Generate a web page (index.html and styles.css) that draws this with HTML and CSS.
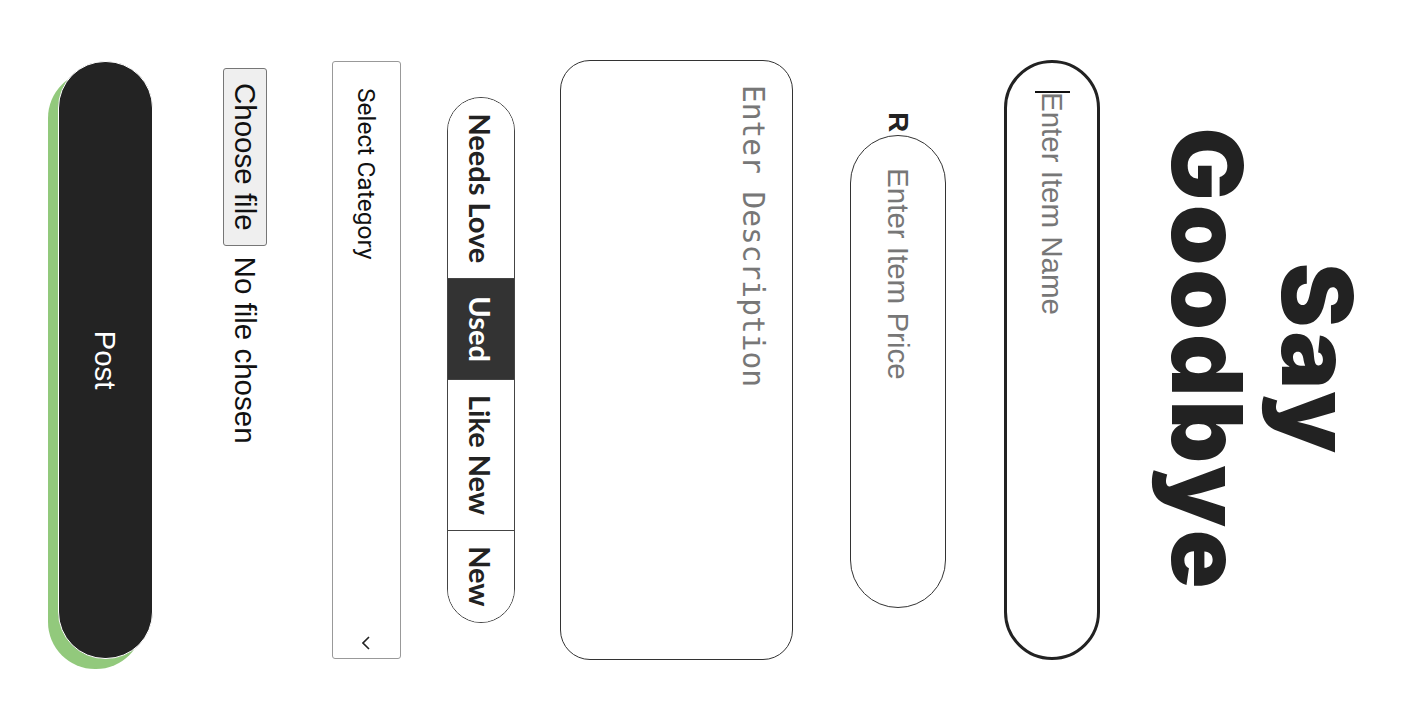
FILE: index.html
```html
<!DOCTYPE html>
<html lang="en">
<head>
<meta charset="utf-8">
<title>Say Goodbye</title>
<link rel="stylesheet" href="styles.css">
</head>
<body>
<div class="viewport">
<div class="stage">
  <form class="form">
    <h1 class="title">Say<br>Goodbye</h1>
    <div class="name-field">
      <input class="name-input" type="text" placeholder="Enter Item Name">
    </div>
    <div class="price-row">
      <label class="currency">R</label>
      <input class="price-input" type="text" placeholder="Enter Item Price">
    </div>
    <textarea class="desc" placeholder="Enter Description"></textarea>
    <div class="segmented">
      <span class="seg">Needs Love</span>
      <span class="seg seg-active">Used</span>
      <span class="seg">Like New</span>
      <span class="seg">New</span>
    </div>
    <div class="select-wrap">
      <div class="select">Select Category</div>
      <svg class="chevron" width="14" height="8" viewBox="0 0 14 8"><path d="M1 1l6 6 6-6" fill="none" stroke="#222" stroke-width="1.6"/></svg>
    </div>
    <label class="file">
      <span class="file-btn">Choose file</span>
      <span class="file-name">No file chosen</span>
    </label>
    <button class="post" type="button">Post</button>
  </form>
</div>
</div>
</body>
</html>
```
FILE: styles.css
```css
html, body {
  margin: 0;
  padding: 0;
  background: #fff;
  overflow: hidden;
}
body {
  width: 1418px;
  height: 720px;
  font-family: "Liberation Sans", Arial, sans-serif;
}
.viewport {
  width: 1418px;
  height: 720px;
  overflow: hidden;
}
.stage {
  width: 720px;
  height: 1418px;
  transform-origin: 0 0;
  transform: translateX(1418px) rotate(90deg);
}
.form {
  display: flex;
  flex-direction: column;
  align-items: center;
  margin: 0;
}
.title {
  margin: 46px 0 0;
  font-family: Inter, "Liberation Sans", sans-serif;
  font-weight: 900;
  font-size: 97px;
  line-height: 110px;
  color: #222;
  text-align: center;
  letter-spacing: 4px;
}
.name-field {
  position: relative;
  margin-top: 52px;
}
.name-field::after {
  content: "";
  position: absolute;
  left: 31px;
  top: 30px;
  width: 2px;
  height: 35px;
  background: #111;
}
.name-input {
  display: block;
  box-sizing: border-box;
  width: 600px;
  height: 96px;
  border: 3px solid #222;
  border-radius: 48px;
  padding: 0 29px;
  font-family: "Liberation Sans", Arial, sans-serif;
  font-size: 29.5px;
  color: #222;
  outline: none;
  background: #fff;
}
.name-input::placeholder, .price-input::placeholder {
  color: #777;
}
.price-row {
  display: flex;
  align-items: center;
  gap: 3px;
  margin-top: 58px;
}
.currency {
  font-family: "Liberation Sans", Arial, sans-serif;
  font-weight: 700;
  font-size: 28px;
  color: #222;
}
.price-input {
  display: block;
  box-sizing: border-box;
  width: 473px;
  height: 96px;
  border: 1px solid #333;
  border-radius: 48px;
  padding: 0 32px;
  font-family: "Liberation Sans", Arial, sans-serif;
  font-size: 29.5px;
  outline: none;
  background: #fff;
}
.desc {
  display: block;
  box-sizing: border-box;
  width: 600px;
  height: 233px;
  margin-top: 57px;
  border: 1px solid #333;
  border-radius: 30px;
  padding: 22px 24px;
  font-family: "DejaVu Sans Mono", "Liberation Mono", monospace;
  font-size: 29.5px;
  resize: none;
  outline: none;
}
.desc::placeholder {
  color: #777;
}
.segmented {
  display: flex;
  height: 68px;
  box-sizing: border-box;
  margin-top: 45px;
  border: 1px solid #444;
  border-radius: 34px;
  overflow: hidden;
}
.seg {
  display: flex;
  align-items: center;
  padding: 0 15px;
  font-family: Lato, "Liberation Sans", sans-serif;
  font-weight: 700;
  font-size: 29px;
  color: #222;
  background: #fff;
}
.seg + .seg {
  border-left: 1px solid #444;
}
.seg-active {
  background: #333;
  color: #fff;
  padding: 0 17px;
}
.select-wrap {
  position: relative;
  margin-top: 46px;
}
.select {
  box-sizing: border-box;
  width: 598px;
  height: 69px;
  border: 1px solid #999;
  border-radius: 3px;
  padding: 0 26px;
  display: flex;
  align-items: center;
  font-family: Roboto, "Liberation Sans", sans-serif;
  font-size: 24.5px;
  color: #111;
  background: #fff;
}
.chevron {
  position: absolute;
  right: 9px;
  top: 31px;
}
.file {
  align-self: flex-start;
  display: flex;
  align-items: center;
  gap: 11px;
  margin: 65px 0 0 68px;
  font-family: "Liberation Sans", Arial, sans-serif;
  font-size: 29.5px;
  color: #111;
}
.file-btn {
  box-sizing: border-box;
  height: 44px;
  display: flex;
  align-items: center;
  padding: 0 14px;
  background: #efefef;
  border: 1px solid #767676;
  border-radius: 3px;
}
.post {
  display: block;
  box-sizing: border-box;
  width: 598px;
  height: 95px;
  margin-top: 70px;
  border: 1px solid #fff;
  border-radius: 47px;
  background: #232323;
  color: #fff;
  font-family: "Liberation Sans", Arial, sans-serif;
  font-size: 29.5px;
  box-shadow: 10px 10px 0 #92c97c;
}
```
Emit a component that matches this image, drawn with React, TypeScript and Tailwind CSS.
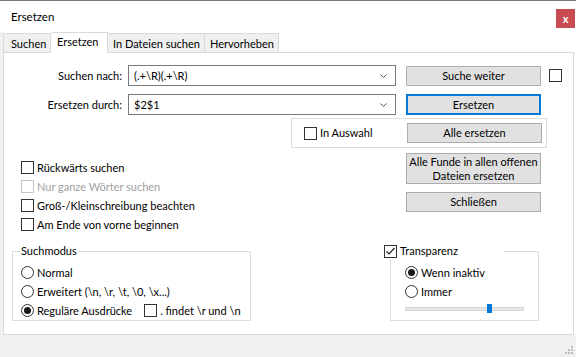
import React from "react";

function Box({ checked = false, disabled = false }: { checked?: boolean; disabled?: boolean }) {
  return (
    <span
      className={`inline-flex items-center justify-center w-[13px] h-[13px] shrink-0 border bg-white ${
        disabled ? "border-[#c4c4c4]" : "border-[#333333]"
      }`}
    >
      {checked && (
        <svg width="11" height="11" viewBox="0 0 11 11">
          <polyline points="1.5,5.5 4,8 9.5,2" fill="none" stroke="#222" strokeWidth="1.2" />
        </svg>
      )}
    </span>
  );
}

function Radio({ checked = false }: { checked?: boolean }) {
  return (
    <span className="inline-flex items-center justify-center w-[13px] h-[13px] shrink-0 rounded-full border border-[#333333] bg-white">
      {checked && <span className="w-[7px] h-[7px] rounded-full bg-[#1a1a1a]" />}
    </span>
  );
}

function Check({ label, disabled = false }: { label: string; disabled?: boolean }) {
  return (
    <div className="flex items-center h-[19px]">
      <Box disabled={disabled} />
      <span className={`ml-[3px] ${disabled ? "text-[#a0a0a0]" : ""}`}>{label}</span>
    </div>
  );
}

function Btn({ children, h = "h-[20px]", primary = false }: { children: React.ReactNode; h?: string; primary?: boolean }) {
  return (
    <button
      className={`w-[135px] ${h} flex flex-col items-center justify-center leading-[14px] bg-[#e1e1e1] ${
        primary ? "border-2 border-[#0078d7]" : "border border-[#adadad]"
      }`}
    >
      {children}
    </button>
  );
}

function Combo({ value }: { value: string }) {
  return (
    <div className="ml-[6px] w-[268px] h-[21px] border border-[#7a7a7a] bg-white flex items-center pl-[5px] pr-[8px]">
      <span>{value}</span>
      <svg className="ml-auto" width="7" height="4" viewBox="0 0 7 4">
        <polyline points="0.5,0.5 3.5,3.5 6.5,0.5" fill="none" stroke="#555" strokeWidth="1" />
      </svg>
    </div>
  );
}

export default function App() {
  return (
    <div
      className="w-[576px] h-[357px] bg-white border-t border-[#7a7a7a] flex flex-col overflow-hidden text-[11px] leading-[16px] text-black whitespace-nowrap"
      style={{ fontFamily: "Lato, 'Noto Sans', sans-serif" }}
    >
      {/* title bar */}
      <div className="h-[31px] flex items-start justify-between shrink-0">
        <span className="ml-[11px] mt-[8px] text-[11.5px]">Ersetzen</span>
        <button className="mt-[8px] mr-[1px] w-[19px] h-[19px] bg-[#c74b50] text-white text-[11px] font-bold leading-none flex items-center justify-center">
          x
        </button>
      </div>

      <div className="flex flex-col border-l-[3px] border-[#f0f0f0]">
        {/* tabs */}
        <div className="flex items-end h-[20px]">
          <div className="w-[48px] h-[19px] border border-b-0 border-[#d9d9d9] bg-[#f0f0f0] pl-[7px] pt-[2px]">Suchen</div>
          <div className="relative z-10 -mb-px w-[57px] h-[21px] border border-l-0 border-b-0 border-[#d9d9d9] bg-white pl-[6px] pt-[1px]">
            Ersetzen
          </div>
          <div className="w-[97px] h-[19px] border border-l-0 border-b-0 border-[#d9d9d9] bg-[#f0f0f0] pl-[5px] pt-[2px]">
            In Dateien suchen
          </div>
          <div className="w-[74px] h-[19px] border border-l-0 border-b-0 border-[#d9d9d9] bg-[#f0f0f0] pl-[5px] pt-[2px]">
            Hervorheben
          </div>
        </div>

        {/* panel */}
        <div className="w-[571px] h-[283px] border border-[#d9d9d9] bg-white flex flex-col">
          <div className="mt-[12px] flex items-center h-[21px]">
            <span className="w-[118px] text-right">Suchen nach:</span>
            <Combo value={"(.+\\R)(.+\\R)"} />
            <div className="ml-[10px]">
              <Btn>Suche weiter</Btn>
            </div>
            <div className="ml-[8px] flex">
              <Box />
            </div>
          </div>
          <div className="mt-[8px] flex items-center h-[21px]">
            <span className="w-[118px] text-right">Ersetzen durch:</span>
            <Combo value="$2$1" />
            <div className="ml-[10px]">
              <Btn h="h-[21px]" primary>
                Ersetzen
              </Btn>
            </div>
          </div>
          <div className="mt-[3px] ml-[287px] w-[256px] h-[30px] border border-[#dcdcdc] flex items-center">
            <div className="ml-[12px] flex items-center">
              <Box />
              <span className="ml-[3px]">In Auswahl</span>
            </div>
            <div className="ml-auto mr-[4px]">
              <Btn>Alle ersetzen</Btn>
            </div>
          </div>

          <div className="flex h-[95px]">
            <div className="w-[385px] pl-[17px] pt-[10px] flex flex-col">
              <Check label="Rückwärts suchen" />
              <Check label="Nur ganze Wörter suchen" disabled />
              <Check label="Groß-/Kleinschreibung beachten" />
              <Check label="Am Ende von vorne beginnen" />
            </div>
            <div className="ml-[17px] pt-[5px] flex flex-col gap-[8px]">
              <Btn h="h-[31px]">
                <span>Alle Funde in allen offenen</span>
                <span>Dateien ersetzen</span>
              </Btn>
              <Btn>Schließen</Btn>
            </div>
          </div>

          <div className="flex items-start">
            <fieldset className="ml-[8px] w-[239px] h-[78px] border border-[#dcdcdc] pl-[8px]">
              <legend className="ml-[-1px] px-[1px] leading-[16px]">Suchmodus</legend>
              <div className="pt-[4px] flex flex-col">
                <div className="flex items-center h-[19px]">
                  <Radio />
                  <span className="ml-[3px]">Normal</span>
                </div>
                <div className="flex items-center h-[19px]">
                  <Radio />
                  <span className="ml-[3px]">{"Erweitert (\\n, \\r, \\t, \\0, \\x...)"}</span>
                </div>
                <div className="flex items-center h-[19px]">
                  <Radio checked />
                  <span className="ml-[3px]">Reguläre Ausdrücke</span>
                  <span className="ml-[12px] flex items-center">
                    <Box />
                    <span className="ml-[3px]">{". findet \\r und \\n"}</span>
                  </span>
                </div>
              </div>
            </fieldset>

            <fieldset className="ml-[139px] w-[149px] h-[78px] border border-[#dcdcdc] pl-[14px]">
              <legend className="ml-[-21px] w-[120px] flex items-center leading-[16px] bg-white">
                <Box checked />
                <span className="ml-[3px]">Transparenz</span>
              </legend>
              <div className="pt-[4px] flex flex-col">
                <div className="flex items-center h-[19px]">
                  <Radio checked />
                  <span className="ml-[3px]">Wenn inaktiv</span>
                </div>
                <div className="flex items-center h-[19px]">
                  <Radio />
                  <span className="ml-[3px]">Immer</span>
                </div>
                <div className="relative mt-[3px] w-[119px] h-[9px] flex items-center">
                  <div className="w-full h-[4px] bg-[#e7e7e7] border border-[#d6d6d6]" />
                  <div className="absolute left-[82px] top-0 w-[5px] h-[9px] bg-[#0078d7]" />
                </div>
              </div>
            </fieldset>
          </div>
        </div>
      </div>

      {/* bottom strip with size grip */}
      <div className="flex-1 bg-[#f0f0f0] flex items-end justify-end">
        <svg className="mb-[2px] mr-[2px]" width="9" height="9" viewBox="0 0 9 9">
          <rect x="6" y="0" width="2" height="2" fill="#bdbdbd" />
          <rect x="3" y="3" width="2" height="2" fill="#bdbdbd" />
          <rect x="6" y="3" width="2" height="2" fill="#bdbdbd" />
          <rect x="0" y="6" width="2" height="2" fill="#bdbdbd" />
          <rect x="3" y="6" width="2" height="2" fill="#bdbdbd" />
          <rect x="6" y="6" width="2" height="2" fill="#bdbdbd" />
        </svg>
      </div>
    </div>
  );
}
**********
▸ **Objective**
Start at the line above containing "Emit a component" and stop at the line containing "import React from": print those lines and everything between them exactly, but not the pictures.

▸ **Full response**
Emit a component that matches this image, drawn with React, TypeScript and Tailwind CSS.
import React from "react";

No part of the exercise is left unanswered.